>> begin

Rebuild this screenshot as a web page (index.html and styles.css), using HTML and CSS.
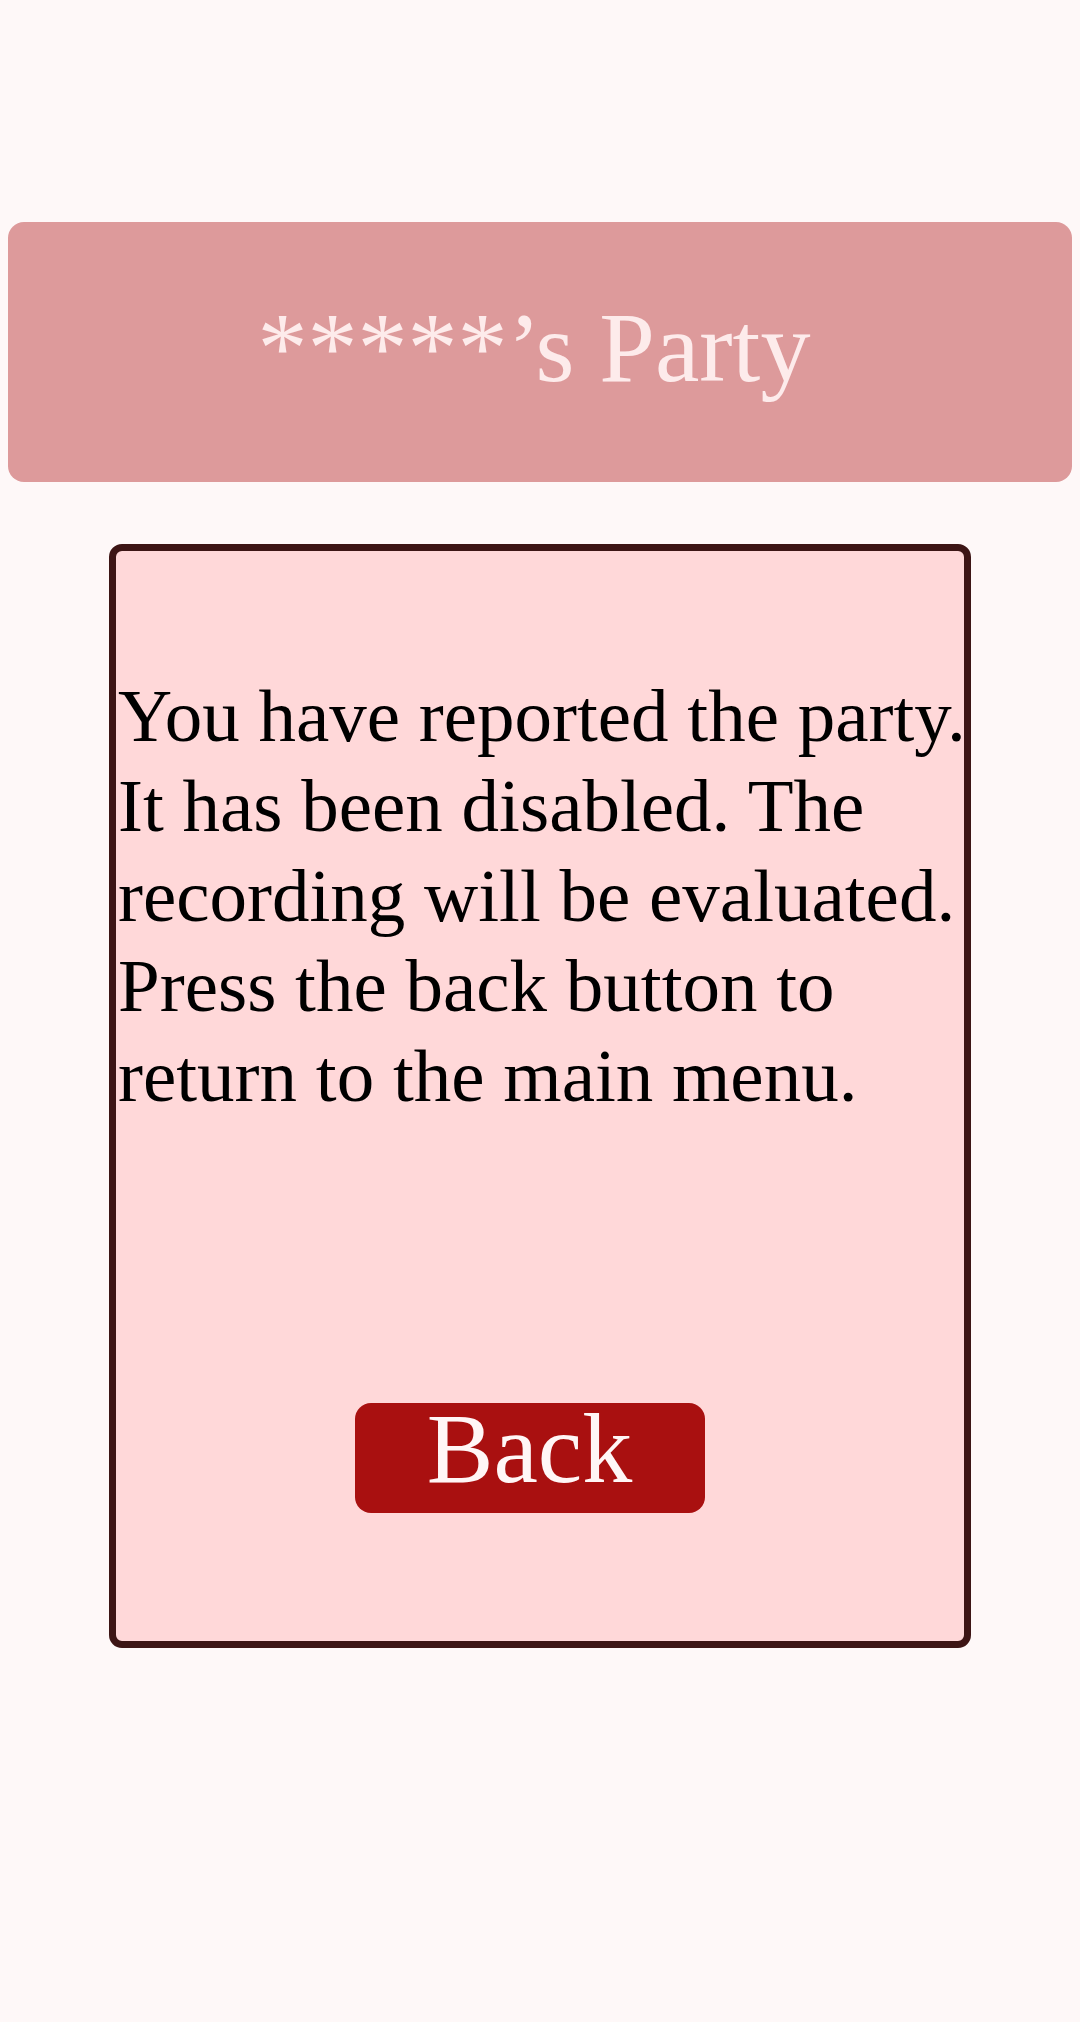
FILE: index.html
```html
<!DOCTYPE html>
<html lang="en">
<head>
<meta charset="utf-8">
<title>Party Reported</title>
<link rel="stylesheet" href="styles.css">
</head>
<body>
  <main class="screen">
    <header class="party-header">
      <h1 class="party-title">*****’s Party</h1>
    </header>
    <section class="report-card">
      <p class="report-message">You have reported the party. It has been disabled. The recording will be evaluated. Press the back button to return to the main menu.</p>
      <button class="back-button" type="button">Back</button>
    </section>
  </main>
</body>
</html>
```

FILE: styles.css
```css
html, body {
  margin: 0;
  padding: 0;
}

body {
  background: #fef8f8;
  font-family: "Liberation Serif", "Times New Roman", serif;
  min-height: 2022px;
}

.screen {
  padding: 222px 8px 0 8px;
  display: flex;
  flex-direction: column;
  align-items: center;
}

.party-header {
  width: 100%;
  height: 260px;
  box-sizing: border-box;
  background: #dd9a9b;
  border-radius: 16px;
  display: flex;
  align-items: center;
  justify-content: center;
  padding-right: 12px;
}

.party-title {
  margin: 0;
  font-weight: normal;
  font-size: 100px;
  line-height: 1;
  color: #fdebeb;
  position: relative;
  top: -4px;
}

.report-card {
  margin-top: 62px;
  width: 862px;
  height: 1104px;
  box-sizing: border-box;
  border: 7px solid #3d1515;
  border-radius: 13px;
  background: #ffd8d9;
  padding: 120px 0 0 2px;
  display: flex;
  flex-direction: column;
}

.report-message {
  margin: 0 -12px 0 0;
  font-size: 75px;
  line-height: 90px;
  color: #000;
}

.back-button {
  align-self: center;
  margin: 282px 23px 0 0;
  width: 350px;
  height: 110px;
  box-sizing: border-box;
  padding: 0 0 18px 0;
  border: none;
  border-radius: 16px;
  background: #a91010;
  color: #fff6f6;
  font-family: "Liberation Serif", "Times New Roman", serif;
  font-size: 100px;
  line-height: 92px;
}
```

>> end

* [Task instructions]: Quote the data exactly, leaving every image out of the copy.

* [Reply to the exercise]:
Rebuild this screenshot as a web page (index.html and styles.css), using HTML and CSS.
FILE: index.html
```html
<!DOCTYPE html>
<html lang="en">
<head>
<meta charset="utf-8">
<title>Party Reported</title>
<link rel="stylesheet" href="styles.css">
</head>
<body>
  <main class="screen">
    <header class="party-header">
      <h1 class="party-title">*****’s Party</h1>
    </header>
    <section class="report-card">
      <p class="report-message">You have reported the party. It has been disabled. The recording will be evaluated. Press the back button to return to the main menu.</p>
      <button class="back-button" type="button">Back</button>
    </section>
  </main>
</body>
</html>
```

FILE: styles.css
```css
html, body {
  margin: 0;
  padding: 0;
}

body {
  background: #fef8f8;
  font-family: "Liberation Serif", "Times New Roman", serif;
  min-height: 2022px;
}

.screen {
  padding: 222px 8px 0 8px;
  display: flex;
  flex-direction: column;
  align-items: center;
}

.party-header {
  width: 100%;
  height: 260px;
  box-sizing: border-box;
  background: #dd9a9b;
  border-radius: 16px;
  display: flex;
  align-items: center;
  justify-content: center;
  padding-right: 12px;
}

.party-title {
  margin: 0;
  font-weight: normal;
  font-size: 100px;
  line-height: 1;
  color: #fdebeb;
  position: relative;
  top: -4px;
}

.report-card {
  margin-top: 62px;
  width: 862px;
  height: 1104px;
  box-sizing: border-box;
  border: 7px solid #3d1515;
  border-radius: 13px;
  background: #ffd8d9;
  padding: 120px 0 0 2px;
  display: flex;
  flex-direction: column;
}

.report-message {
  margin: 0 -12px 0 0;
  font-size: 75px;
  line-height: 90px;
  color: #000;
}

.back-button {
  align-self: center;
  margin: 282px 23px 0 0;
  width: 350px;
  height: 110px;
  box-sizing: border-box;
  padding: 0 0 18px 0;
  border: none;
  border-radius: 16px;
  background: #a91010;
  color: #fff6f6;
  font-family: "Liberation Serif", "Times New Roman", serif;
  font-size: 100px;
  line-height: 92px;
}
```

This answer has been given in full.